Seit mehr als zehn Jahren gehen die Kita-Kinder der Jüdischen Gemeinde Frankfurt zu Tu Bischwat in den Frankfurter Palmengarten, um dort Pfennigbäumchen zu pflanzen, die sie dann mit nach Hause nehmen dürfen. Sie lernen, warum Bäume für die Natur und die Menschen wichtig sind. Deshalb geht im Kindergarten regelmäßig und besonders in den nächsten Tagen eine KKL-Büchse herum.
Auch in der Lichtigfeld-Schule wird anlässlich des Feiertags zu Spenden für den KKL aufgerufen. Welche ökologische, aber auch ökonomische Bedeutung ein solider Baumbestand für Israel hat, lernen hier schon die jüngsten Schüler.
Diaspora Tu Bischwat – das Neujahr der Bäume und Pflanzen – markiert den Beginn der Pflanzzeit. Zumindest in Israel. Zwar feiern auch die Juden in der Diaspora tapfer mit, doch an eine Blütenpracht ist – mitten im Winter – hierzulande noch längst nicht zu denken. Was derzeit in Nutzgärten wächst, ist eher nahrhaft denn schmückend: Wer im Herbst fleißig gepflanzt hat, kann jetzt bereits Feldsalat oder Kohl, Wirsing, Schwarzwurzeln oder Lauch ernten. Ansonsten bieten sich jenen, die zur Tu-Bischwat-Zeit gärtnerisch tätig sein wollen, in Deutschland nicht viele Möglichkeiten.
Immerhin ist jetzt aber der rechte Moment, um Bäume zurückzuschneiden, Kompost vorzubereiten und fürs Frühjahr vorzusorgen: Wer kleine Töpfchen, Erde und Samen kauft, kann auf der Fensterbank schon mal Tomaten, Erdbeeren oder Paprika keimen lassen. Und mit ihnen die Hoffnung und Aussicht auf die wärmere Jahreszeit. Nach den sogenannten Eisheiligen im Mai werden die Pflänzchen auf den Balkon umgesiedelt oder im heimischen Garten eingebuddelt. Das mag aufwendig sein, aber der Genuss, eine selbstgezogene Frucht zu essen, ist ein besonderer.

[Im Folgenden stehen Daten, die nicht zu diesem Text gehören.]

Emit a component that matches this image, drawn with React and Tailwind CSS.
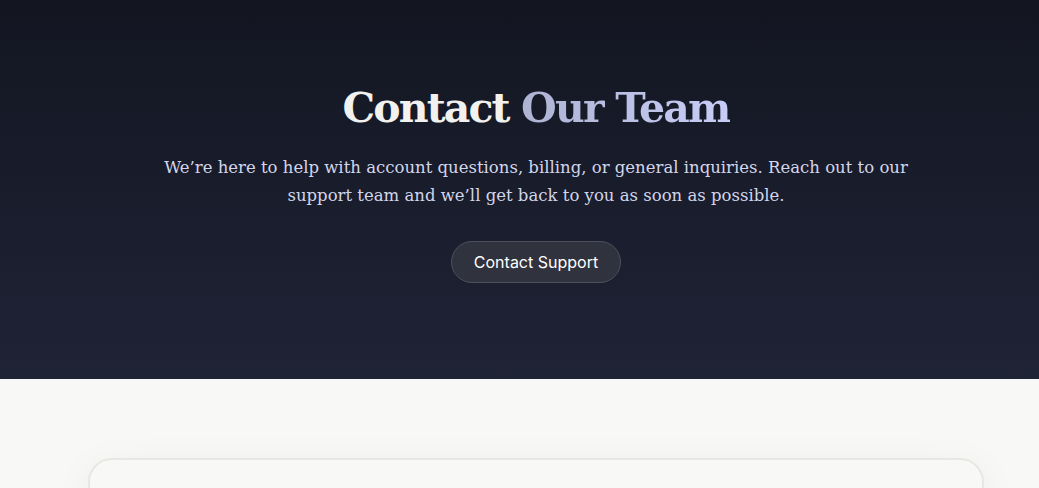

Letzteres wissen auch die Erzieherinnen im Frankfurter Kindergarten Bereschit. »Zu Tu Bischwat pflanzen wir gemeinsam Blumen, ziehen Kresse und Bohnen«, berichtet Marina Maisinger. »Die Kinder finden es faszinierend, wenn sie sehen, wie eine Pflanze entsteht.« Selbstgezogene Kresse schmeckt auf dem Butterbrot mit Salz gleich doppelt so gut.
Schrebergarten Wie innig eine Beziehung zwischen Mensch und Baum sein kann, hat der wahrscheinlich berühmteste jüdische Gärtner, der Schriftsteller Wladimir Kaminer, beschrieben.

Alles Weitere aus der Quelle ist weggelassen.